I've given myself a six month deadline. Either things work out by the end of July, or we re-evaluate. And if things continue to go the way they have been, both career- wise and emotionally, and mostly emotionally, this may involve giving up the idea of being published. I know. You're not supposed to talk about this publicly because Giving Up Is Bad and we should all Live Our Dreams (cue inspirational music). But ... well, this is me. And I can be pretty fantastic but I'm not perfect, and if in six months it turns out that I am not capable of handling the submission/rejection cycle without hurting myself, my health and my safety will have to come first. It might be that I just need to take a couple years off, write a better book (or learn how to write, whichever is more necessary) build a better foundation and safety net, and then try again. Then again, it might turn out to be something that I can't handle even with a safety net. I don't know.

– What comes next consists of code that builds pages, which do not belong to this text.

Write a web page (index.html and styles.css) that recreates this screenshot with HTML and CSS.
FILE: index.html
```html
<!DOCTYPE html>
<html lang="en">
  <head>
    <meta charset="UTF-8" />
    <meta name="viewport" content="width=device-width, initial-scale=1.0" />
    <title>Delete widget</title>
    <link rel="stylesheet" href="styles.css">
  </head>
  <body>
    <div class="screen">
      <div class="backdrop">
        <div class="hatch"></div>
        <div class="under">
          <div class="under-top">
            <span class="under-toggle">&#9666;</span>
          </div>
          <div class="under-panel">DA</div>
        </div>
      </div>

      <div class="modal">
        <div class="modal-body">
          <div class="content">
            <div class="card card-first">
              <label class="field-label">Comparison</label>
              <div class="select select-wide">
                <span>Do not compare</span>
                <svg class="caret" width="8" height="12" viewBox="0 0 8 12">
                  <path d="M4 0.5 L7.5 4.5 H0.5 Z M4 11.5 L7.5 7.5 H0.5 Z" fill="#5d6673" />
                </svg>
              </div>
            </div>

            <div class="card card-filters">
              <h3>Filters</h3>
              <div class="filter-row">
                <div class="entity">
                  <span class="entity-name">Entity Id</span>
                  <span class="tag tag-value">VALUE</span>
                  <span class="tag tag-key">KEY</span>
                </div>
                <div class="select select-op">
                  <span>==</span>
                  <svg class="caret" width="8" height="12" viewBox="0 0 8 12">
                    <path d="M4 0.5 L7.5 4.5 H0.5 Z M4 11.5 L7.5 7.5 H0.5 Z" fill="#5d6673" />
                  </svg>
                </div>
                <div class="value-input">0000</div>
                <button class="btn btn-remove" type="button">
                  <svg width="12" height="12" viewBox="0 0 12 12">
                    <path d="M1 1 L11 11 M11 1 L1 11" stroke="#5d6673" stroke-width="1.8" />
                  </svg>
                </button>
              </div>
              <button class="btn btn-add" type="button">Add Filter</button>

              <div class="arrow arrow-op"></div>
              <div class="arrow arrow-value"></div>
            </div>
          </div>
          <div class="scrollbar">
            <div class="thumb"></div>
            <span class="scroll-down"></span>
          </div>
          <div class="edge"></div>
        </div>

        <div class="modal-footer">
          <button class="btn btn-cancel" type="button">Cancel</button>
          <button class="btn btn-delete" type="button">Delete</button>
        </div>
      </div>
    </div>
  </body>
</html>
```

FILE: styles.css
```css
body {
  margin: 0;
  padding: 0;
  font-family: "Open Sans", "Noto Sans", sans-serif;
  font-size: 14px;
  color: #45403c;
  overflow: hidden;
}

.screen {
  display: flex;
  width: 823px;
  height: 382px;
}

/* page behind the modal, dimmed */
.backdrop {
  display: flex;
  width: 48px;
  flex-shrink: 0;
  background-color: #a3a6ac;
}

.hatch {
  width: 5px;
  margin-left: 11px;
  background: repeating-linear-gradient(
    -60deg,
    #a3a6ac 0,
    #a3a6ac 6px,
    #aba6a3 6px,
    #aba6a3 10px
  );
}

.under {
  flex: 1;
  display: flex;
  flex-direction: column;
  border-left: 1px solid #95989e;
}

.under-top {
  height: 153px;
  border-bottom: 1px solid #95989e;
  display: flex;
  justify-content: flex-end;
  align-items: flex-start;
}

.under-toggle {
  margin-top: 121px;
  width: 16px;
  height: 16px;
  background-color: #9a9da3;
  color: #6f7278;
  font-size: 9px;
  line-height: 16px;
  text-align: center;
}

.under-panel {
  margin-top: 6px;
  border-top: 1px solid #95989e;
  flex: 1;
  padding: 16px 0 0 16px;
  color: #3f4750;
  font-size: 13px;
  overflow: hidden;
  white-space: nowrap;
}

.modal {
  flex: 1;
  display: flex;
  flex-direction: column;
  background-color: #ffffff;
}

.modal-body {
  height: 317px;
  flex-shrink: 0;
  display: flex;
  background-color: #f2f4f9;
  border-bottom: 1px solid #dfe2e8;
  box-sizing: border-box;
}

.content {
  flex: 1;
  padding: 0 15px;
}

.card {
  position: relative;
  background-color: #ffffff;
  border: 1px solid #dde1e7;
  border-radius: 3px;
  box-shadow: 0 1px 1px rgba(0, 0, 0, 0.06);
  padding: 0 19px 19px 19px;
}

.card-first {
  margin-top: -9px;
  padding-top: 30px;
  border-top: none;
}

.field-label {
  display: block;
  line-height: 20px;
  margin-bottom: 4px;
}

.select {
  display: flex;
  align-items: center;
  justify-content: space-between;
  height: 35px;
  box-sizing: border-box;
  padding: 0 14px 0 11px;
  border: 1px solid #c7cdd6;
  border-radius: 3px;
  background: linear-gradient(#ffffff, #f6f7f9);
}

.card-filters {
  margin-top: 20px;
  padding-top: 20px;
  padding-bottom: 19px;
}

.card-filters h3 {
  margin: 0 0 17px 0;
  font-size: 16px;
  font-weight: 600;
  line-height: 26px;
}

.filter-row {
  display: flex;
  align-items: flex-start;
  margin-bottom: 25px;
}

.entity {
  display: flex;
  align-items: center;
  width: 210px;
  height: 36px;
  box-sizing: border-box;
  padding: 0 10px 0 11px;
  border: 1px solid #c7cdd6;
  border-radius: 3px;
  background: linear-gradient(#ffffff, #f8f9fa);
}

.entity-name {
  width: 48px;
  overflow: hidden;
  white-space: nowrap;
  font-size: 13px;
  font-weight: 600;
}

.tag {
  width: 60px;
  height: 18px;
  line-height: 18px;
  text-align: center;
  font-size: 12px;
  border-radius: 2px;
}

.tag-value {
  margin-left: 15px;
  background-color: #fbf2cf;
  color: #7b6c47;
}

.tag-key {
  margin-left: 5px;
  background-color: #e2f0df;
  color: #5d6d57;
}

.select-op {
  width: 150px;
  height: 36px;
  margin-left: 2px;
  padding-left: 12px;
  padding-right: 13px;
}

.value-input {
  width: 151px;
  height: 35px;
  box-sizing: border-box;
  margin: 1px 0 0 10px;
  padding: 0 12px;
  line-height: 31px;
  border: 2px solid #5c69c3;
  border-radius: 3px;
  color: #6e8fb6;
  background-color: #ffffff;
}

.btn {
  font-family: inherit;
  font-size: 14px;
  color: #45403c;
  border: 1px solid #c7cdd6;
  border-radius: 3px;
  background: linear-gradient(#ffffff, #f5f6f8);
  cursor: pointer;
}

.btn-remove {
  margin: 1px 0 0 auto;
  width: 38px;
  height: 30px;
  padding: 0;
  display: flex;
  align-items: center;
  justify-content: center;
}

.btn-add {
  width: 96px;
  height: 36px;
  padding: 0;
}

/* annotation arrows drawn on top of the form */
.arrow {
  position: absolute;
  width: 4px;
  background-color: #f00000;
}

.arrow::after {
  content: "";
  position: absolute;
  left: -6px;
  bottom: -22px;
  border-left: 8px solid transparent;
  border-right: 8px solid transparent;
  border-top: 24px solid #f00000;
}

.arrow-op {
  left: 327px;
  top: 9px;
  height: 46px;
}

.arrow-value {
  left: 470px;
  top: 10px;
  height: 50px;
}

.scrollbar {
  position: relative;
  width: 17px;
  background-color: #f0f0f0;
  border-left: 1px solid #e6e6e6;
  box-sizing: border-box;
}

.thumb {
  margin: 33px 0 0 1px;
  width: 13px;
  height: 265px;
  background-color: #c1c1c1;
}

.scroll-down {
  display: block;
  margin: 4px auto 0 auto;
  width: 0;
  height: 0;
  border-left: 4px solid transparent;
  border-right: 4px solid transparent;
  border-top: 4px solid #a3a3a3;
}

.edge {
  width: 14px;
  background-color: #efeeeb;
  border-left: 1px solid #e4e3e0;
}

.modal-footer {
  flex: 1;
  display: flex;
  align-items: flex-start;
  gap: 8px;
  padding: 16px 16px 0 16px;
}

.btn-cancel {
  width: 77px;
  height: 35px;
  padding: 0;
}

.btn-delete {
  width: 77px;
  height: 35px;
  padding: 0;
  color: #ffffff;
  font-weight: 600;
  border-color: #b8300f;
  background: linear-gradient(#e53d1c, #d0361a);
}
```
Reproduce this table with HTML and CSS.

What I do know is that when I swing from gung-ho and energized to sleeping ten hours a day inside of a week, something is going wrong. The only thing I changed was I started querying again. I had two months of stability (and no queries) prior to. You do the math, kids.

1 comment:

  1. "It might be that I just need to take a couple years off, write a better book (or learn how to write, whichever is more necessary) build a better foundation and safety net, and then try again."

    This. Lots of people take mental health breaks. It's not quiting. It's just taking some time to get your head in a better place.

    I still suggest looking at Craigslist and other job postings. Not so much for job hunting at this point, but just to get an idea of what's out there. At some point you REALLY need to get off the night shift. It's not physically or mentally healthy.